First, in Scotland we now know that the government’s Covid-19 advisory group spent much of its meeting on July 23rd discussing issues relating to further and higher education. Of concern was the arrival of students from both elsewhere in the UK, and countries overseas – with higher rates of coronavirus noted as “a risk factor which will need to be controlled”.
It was also worried about student conduct – noting that it would be important for students to “understand how to behave positively in line with Scottish rules and expectations” for shopping, transport and social settings as well as education settings, stressing that universities’ arrangements should “support and encourage this”. Scotland, it said, could learn from international experience and “examples of good practice” – but we don’t (yet) know which ones it’s referring to.
Meanwhile one of the members of the group – Edinburgh University’s Devi Sridhar, took to Twitter to call for all sorts of measures:
To re-open safely, universities have to:
1. Test all students on arrival & 5 days later
2. Mandatory use of face coverings
3. Ventilation of classrooms
4. Ensure monitoring of students during quarantine with app & check-ins (to ensure compliance)
5. Clear outbreak response plan.
— Devi Sridhar (@devisridhar) July 29, 2020
All of which has prompted Scottish Lib Dem leader Willie Rennie to raise the issue in Parliament. Noting that international arrivals would probably be the “biggest single influx” of people since the pandemic and that many would be arriving from “virus hotspots”, he called for them all to be tested, telling the First Minister to “Make it happen.”
In response Sturgeon said it was a “really important issue” which was ”very high up in my mind at the moment”, and said the government would consider Sridhar’s call “very carefully”
Meanwhile the Tony Blair Institute is not necessarily the first place you would look for viable solutions to higher education’s problems, but has published an interesting proposal for the sector to deal with the risks of a return to campus.
The framing here is all four governments’ current approach – which relies upon citizens identifying that they have symptoms, contacting a version of the NHS Test and Trace service, getting a test and self-isolating (along with the people they live with) for a specified number of days.
We’ve worried about this on the site before – how keen would a student be to fess up about their own symptoms and then cause the whole of their house, halls floor or seminar group to have to self-isolate for two weeks?
Generally, TBI argues that as we’ve learned more about the virus (particularly how and among whom it is transmitted) it’s become clear that a testing strategy relying on individuals with symptoms to volunteer has now got to evolve to account for non-symptomatic carriers.
And crucially, rather than relying on people to self-identify for tests, it says that a mass-testing regime requires a shift to people being regularly identified to be tested.
The case study for this trailed in the press has been Premier League, where having acknowledged the role of asymptomatic spreaders early on (footballers like students are a demographic that are likely to be asymptomatic) they successfully went for systemic, twice-weekly testing of every player and staff member across all 20 clubs, along with officials and others involved in the sport.
In the published paper, TBI figures this could be scalable and identifies higher education as a good next sector for a large pilot.
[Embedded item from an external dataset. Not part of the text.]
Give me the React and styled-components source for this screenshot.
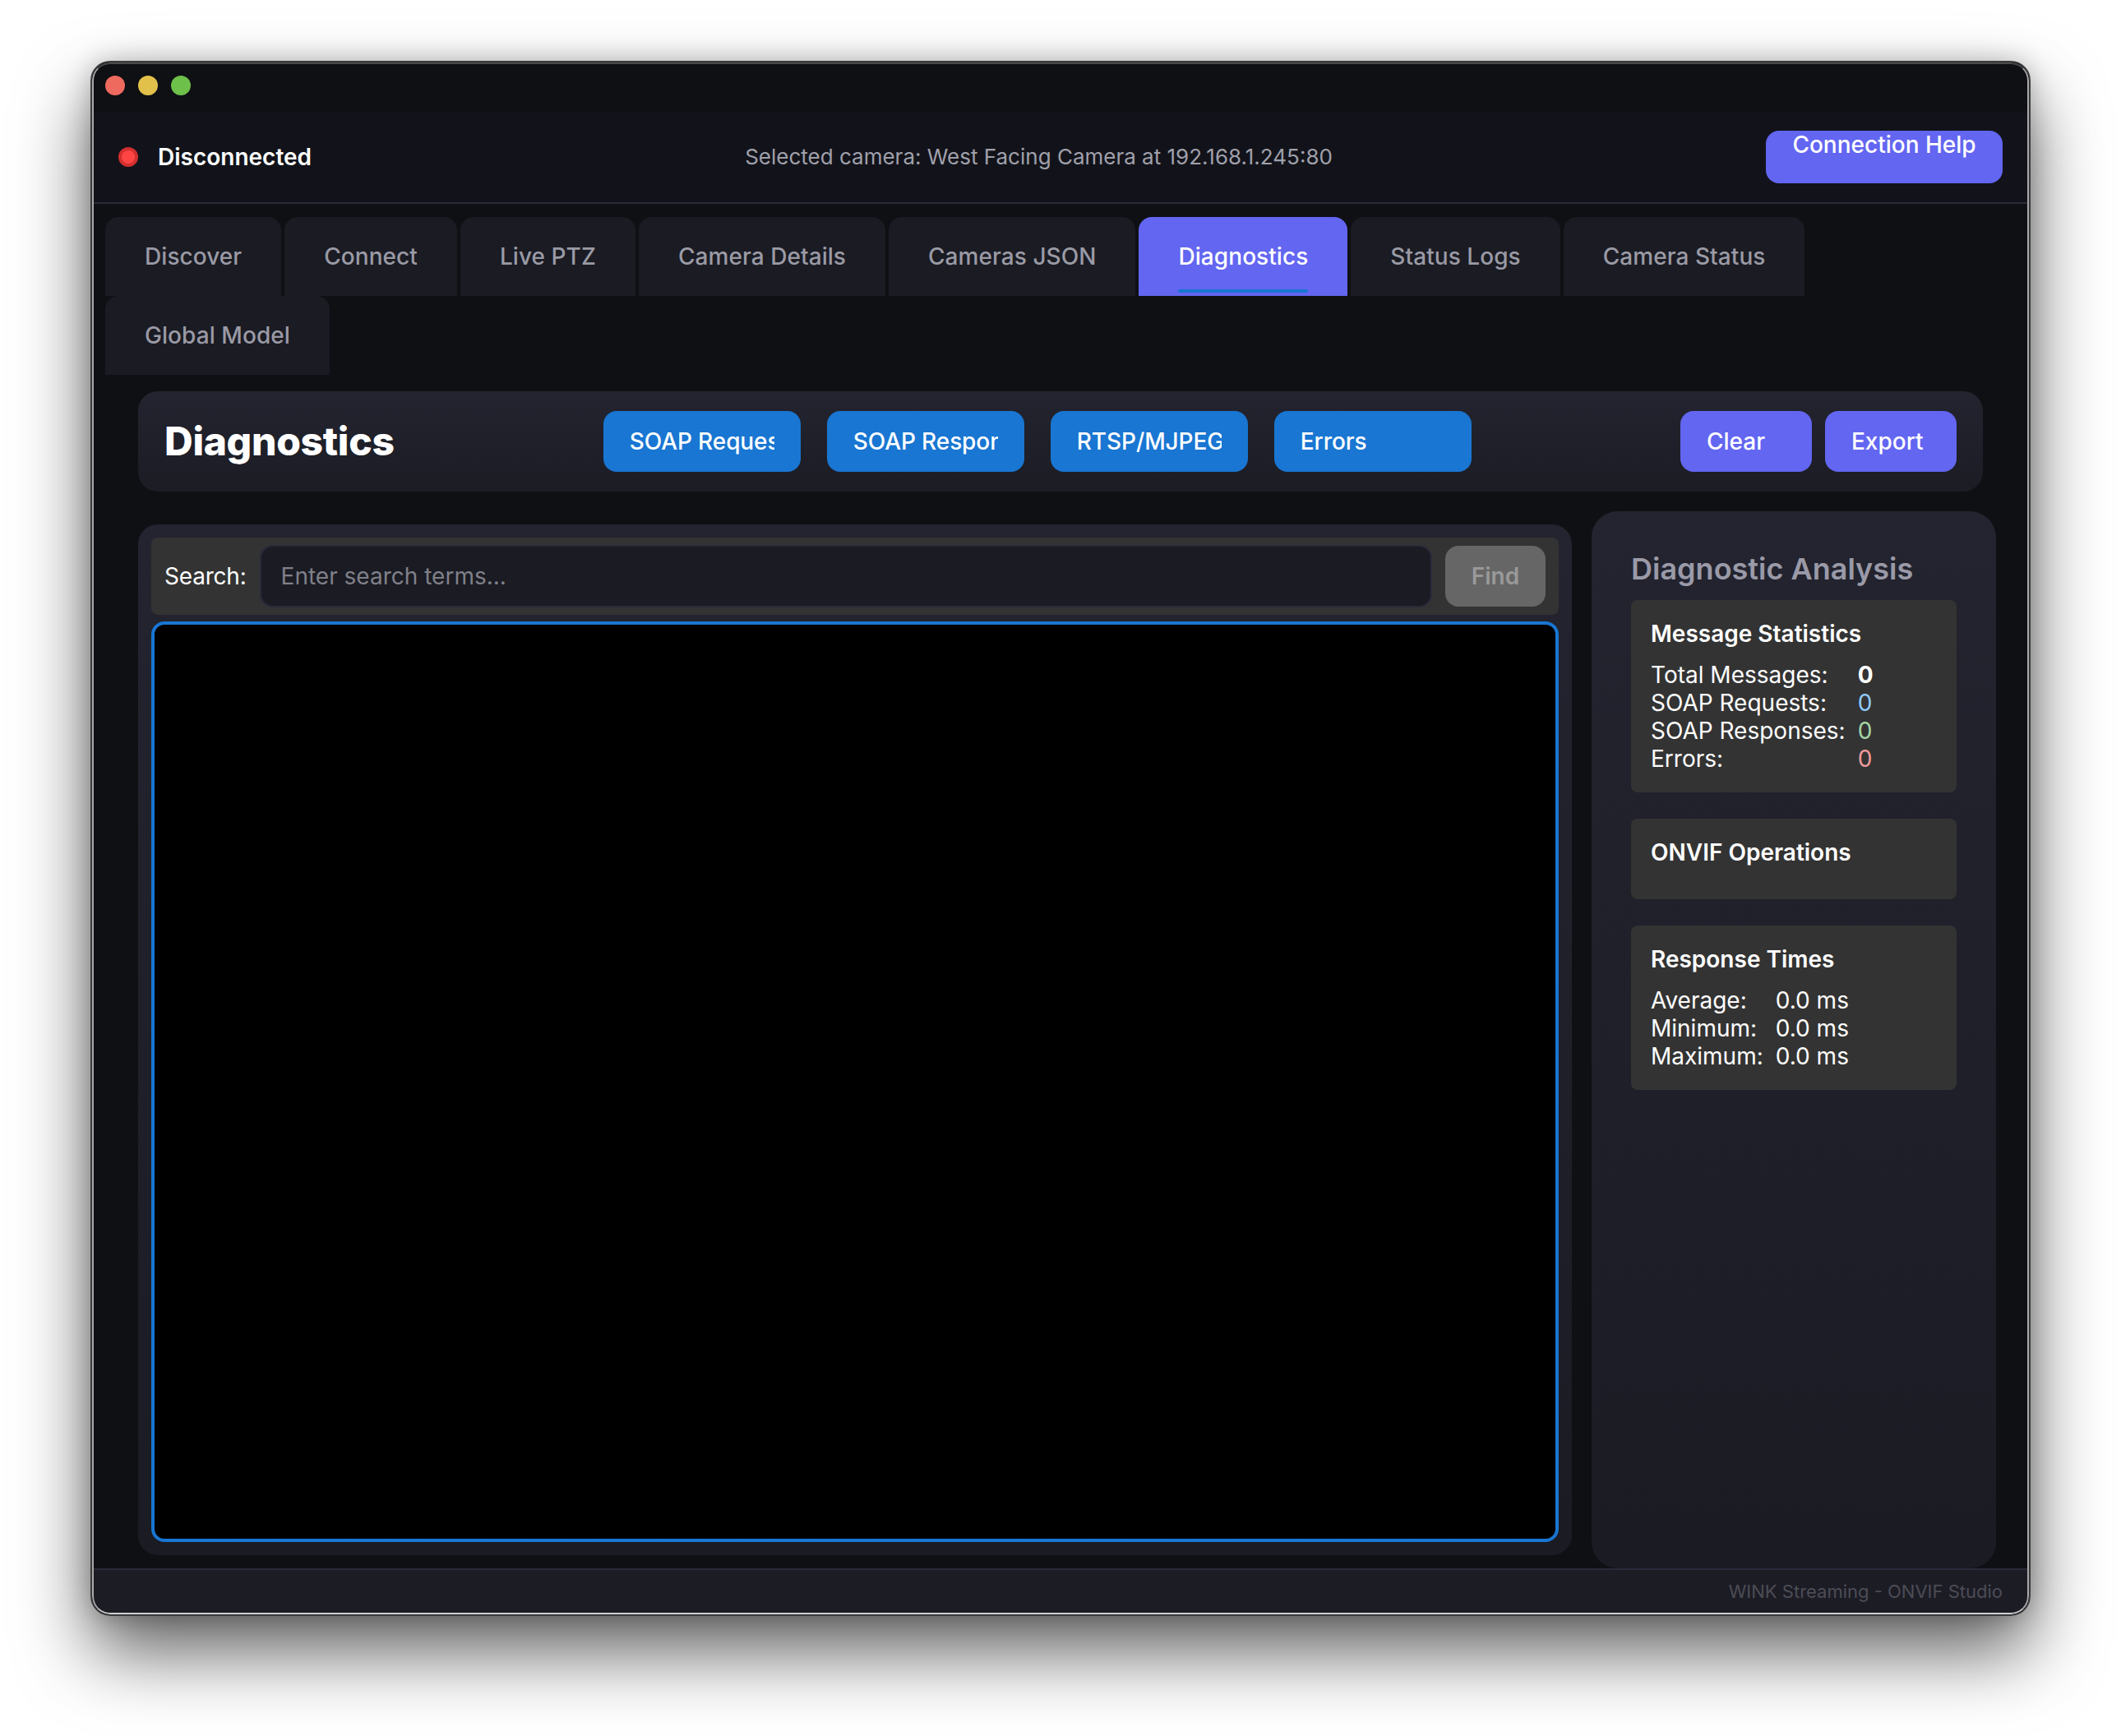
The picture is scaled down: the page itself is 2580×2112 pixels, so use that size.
import React from "react";
import styled, { createGlobalStyle } from "styled-components";

const Global = createGlobalStyle`
  html, body { margin: 0; padding: 0; background: #fff; }
  body { width: 2580px; height: 2112px; overflow: hidden; font-family: Inter, "Liberation Sans", sans-serif; }
  * { box-sizing: border-box; }
`;
const Stage = styled.div`
  width: 2580px; height: 2112px; padding: 74px 110px 146px;
  background: #fff;
`;
const Win = styled.div`
  position: relative;
  width: 2360px; height: 1892px;
  border: 2px solid #3a3a3c;
  border-radius: 24px;
  background: #0f1014;
  display: flex; flex-direction: column;
  overflow: hidden;
`;
const Shadow = styled.div`
  width: 2360px; height: 1892px; border-radius: 24px;
  box-shadow: 0 44px 88px rgba(0,0,0,.62), 0 0 30px rgba(0,0,0,.22);
`;
const Rim = styled.div`
  position: absolute; inset: 0; border-radius: 22px; pointer-events: none;
  border: 2px solid transparent;
  border-bottom-color: #cfcfcf; border-left-color: #a8a8a8; border-right-color: #a8a8a8; border-top-color: #4a4a4c;
`;
const TitleBar = styled.div`
  height: 60px; flex: none; display: flex; align-items: center; gap: 16px; padding: 0 0 4px 16px;
  background: #0f1014;
`;
const Light = styled.span`
  width: 24px; height: 24px; border-radius: 50%; background: ${p => p.$c};
`;
const Header = styled.header`
  height: 112px; flex: none; display: flex; align-items: center; justify-content: space-between;
  padding: 0 32px; background: #12131a; border-bottom: 2px solid #2a2a3a;
`;
const Status = styled.div`display: flex; align-items: center; gap: 24px;`;
const Dot = styled.span`
  width: 24px; height: 24px; border-radius: 50%; background: #ff4444; border: 4px solid #d32f2f;
`;
const StatusText = styled.span`font-size: 28px; font-weight: 600; color: #fff;`;
const Selected = styled.span`font-size: 26px; line-height: 32px; margin-top: -1px; color: #a0a0ab;`;
const HelpButton = styled.button`
  width: 288px; height: 64px; border: 0; border-radius: 16px; background: #6366f1; color: #fff;
  font: 500 28px Inter, sans-serif; padding: 0; display: flex; justify-content: center; align-items: flex-start;
  line-height: 34px;
`;
const Tabs = styled.nav`
  flex: none; display: flex; flex-wrap: wrap; column-gap: 4px; padding: 16px 16px 0;
`;
const Tab = styled.div`
  position: relative; height: 96px; padding: 0 48px; display: flex; align-items: center;
  border-radius: 16px 16px 0 0;
  background: ${p => p.$active ? "#6366f1" : "#1a1b23"};
  color: ${p => p.$active ? "#fff" : "#9a9aa5"};
  font-size: 28px; font-weight: 500; letter-spacing: 0.06px;
  ${p => p.$active && `
    &::after { content: ""; position: absolute; left: 48px; right: 48px; bottom: 4px; height: 4px; background: #1976d2; border-radius: 2px; }
  `}
`;
const Main = styled.main`
  flex: 1; min-height: 0; display: flex; flex-direction: column; padding-top: 20px;
`;
const Toolbar = styled.div`
  flex: none; height: 122px; margin: 0 56px; padding: 0 32px; display: flex; align-items: center; justify-content: space-between;
  border-radius: 24px; background: linear-gradient(180deg, #23242f, #1b1c24);
`;
const PageTitle = styled.h1`margin: -2px 0 0; font-size: 48px; font-weight: 800; color: #fff; letter-spacing: -0.3px;`;
const ButtonGroup = styled.div`display: flex; gap: ${p => p.$gap}px;`;
const FilterButton = styled.button`
  width: 240px; height: 74px; border: 0; border-radius: 16px; background: #1976d2; color: #fff;
  font: 500 28px Inter, sans-serif; letter-spacing: -0.1px; padding: 0 32px; text-align: left;
`;
const Clip = styled.span`display: block; overflow: hidden; white-space: nowrap;`;
const ActionButton = styled.button`
  width: 160px; height: 74px; border: 0; border-radius: 16px; background: #6366f1; color: #fff;
  font: 500 28px Inter, sans-serif; padding: 0 32px; text-align: left;
`;
const Columns = styled.div`
  flex: 1; min-height: 0; display: flex; margin-top: 24px; padding-right: 40px;
`;
const LogPanel = styled.section`
  width: 1744px; margin: 16px 0 16px 56px; padding: 16px; display: flex; flex-direction: column; gap: 8px;
  border-radius: 24px; background: linear-gradient(180deg, #23242f, #1a1b23);
`;
const SearchBar = styled.div`
  flex: none; height: 94px; padding: 0 16px; display: flex; align-items: center; gap: 16px;
  background: #333; border-radius: 8px;
`;
const SearchLabel = styled.label`font-size: 28px; color: #fff; letter-spacing: -0.2px;`;
const SearchInput = styled.input`
  flex: 1; height: 76px; padding: 0 24px; border: 2px solid #2a2a3a; border-radius: 16px; background: #1a1b23;
  color: #fff; font: 400 28px Inter, sans-serif; outline: none;
  &::placeholder { color: #808089; opacity: 1; }
`;
const FindButton = styled.button`
  width: 122px; height: 74px; border: 0; border-radius: 16px; background: #666; color: #999;
  font: 600 28px Inter, sans-serif; padding: 0;
`;
const LogView = styled.div`
  flex: 1; min-height: 0; background: #000; border: 4px solid #1976d2; border-radius: 16px;
`;
const Side = styled.aside`
  width: 492px; margin-left: 24px; padding: 48px 48px 0; display: flex; flex-direction: column; align-items: stretch;
  border-radius: 32px; background: linear-gradient(180deg, #23242f, #1a1b23);
`;
const SideTitle = styled.h2`margin: 0 0 16px; font-size: 36px; line-height: 44px; font-weight: 600; color: #9a9aa8;`;
const Card = styled.div`
  padding: 24px; margin-bottom: 32px; background: #333; border-radius: 8px;
`;
const CardTitle = styled.h3`margin: 0 0 16px; font-size: 28px; line-height: 34px; font-weight: 600; color: #fff;`;
const StatGrid = styled.div`
  display: grid; grid-template-columns: auto 1fr; column-gap: 15px; font-size: 28px; line-height: 34px; color: #fff;
`;
const Val = styled.span`color: ${p => p.$c || "#fff"}; font-weight: ${p => p.$bold ? 700 : 400};`;
const Footer = styled.footer`
  flex: none; height: 56px; padding: 0 32px 2px; display: flex; align-items: center; justify-content: flex-end;
  background: #1c1c25; border-top: 2px solid #2a2a3a;
  font-size: 22px; color: #4c4c55;
`;

const tabs = ["Discover","Connect","Live PTZ","Camera Details","Cameras JSON","Diagnostics","Status Logs","Camera Status","Global Model"];

export default function App() {
  return (
    <Stage>
      <Global />
      <Shadow>
        <Win>
          <TitleBar>
            <Light $c="#ee6a5f" /><Light $c="#e2c14b" /><Light $c="#6dc04a" />
          </TitleBar>
          <Header>
            <Status><Dot /><StatusText>Disconnected</StatusText></Status>
            <Selected>Selected camera: West Facing Camera at 192.168.1.245:80</Selected>
            <HelpButton>Connection Help</HelpButton>
          </Header>
          <Tabs>
            {tabs.map(t => <Tab key={t} $active={t === "Diagnostics"}>{t}</Tab>)}
          </Tabs>
          <Main>
            <Toolbar>
              <PageTitle>Diagnostics</PageTitle>
              <ButtonGroup $gap={32}>
                {["SOAP Requests","SOAP Responses","RTSP/MJPEG","Errors"].map(b => <FilterButton key={b}><Clip>{b}</Clip></FilterButton>)}
              </ButtonGroup>
              <ButtonGroup $gap={16}>
                <ActionButton>Clear</ActionButton>
                <ActionButton>Export</ActionButton>
              </ButtonGroup>
            </Toolbar>
            <Columns>
              <LogPanel>
                <SearchBar>
                  <SearchLabel>Search:</SearchLabel>
                  <SearchInput placeholder="Enter search terms..." />
                  <FindButton>Find</FindButton>
                </SearchBar>
                <LogView />
              </LogPanel>
              <Side>
                <SideTitle>Diagnostic Analysis</SideTitle>
                <Card>
                  <CardTitle>Message Statistics</CardTitle>
                  <StatGrid>
                    <span>Total Messages:</span><Val $bold>0</Val>
                    <span>SOAP Requests:</span><Val $c="#90caf9">0</Val>
                    <span>SOAP Responses:</span><Val $c="#a5d6a7">0</Val>
                    <span>Errors:</span><Val $c="#ef9a9a">0</Val>
                  </StatGrid>
                </Card>
                <Card>
                  <CardTitle>ONVIF Operations</CardTitle>
                </Card>
                <Card>
                  <CardTitle>Response Times</CardTitle>
                  <StatGrid>
                    <span>Average:</span><Val>0.0 ms</Val>
                    <span>Minimum:</span><Val>0.0 ms</Val>
                    <span>Maximum:</span><Val>0.0 ms</Val>
                  </StatGrid>
                </Card>
              </Side>
            </Columns>
          </Main>
          <Footer>WINK Streaming - ONVIF Studio</Footer>
          <Rim />
        </Win>
      </Shadow>
    </Stage>
  );
}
Noting that students expect to meet new people as much as they expect lectures – and pointing out that networking and interactions with others improves social mobility outcomes – the proposal at first is to test everyone in halls, both university and private, once a week from September.
Apart from concerns about commuter students, the kicker could be the cost. “Universities could contribute to the cost of testing – alongside private providers of halls of residence”, says the proposal, which would be easier to deliver in some institutions than others given both budgets and the availability of institutional testing capacity.
But given adopting this approach “would give students the confidence to fully participate in university life while also signalling to other sectors the possibilities of mass testing”, perhaps the question is whether this will be forced on the sector – or whether it gets there first. If nothing else it seems odd that the Tony Blair Institute has an answer to a problem that, at least so far, the sector itself hasn’t recognised needs solving.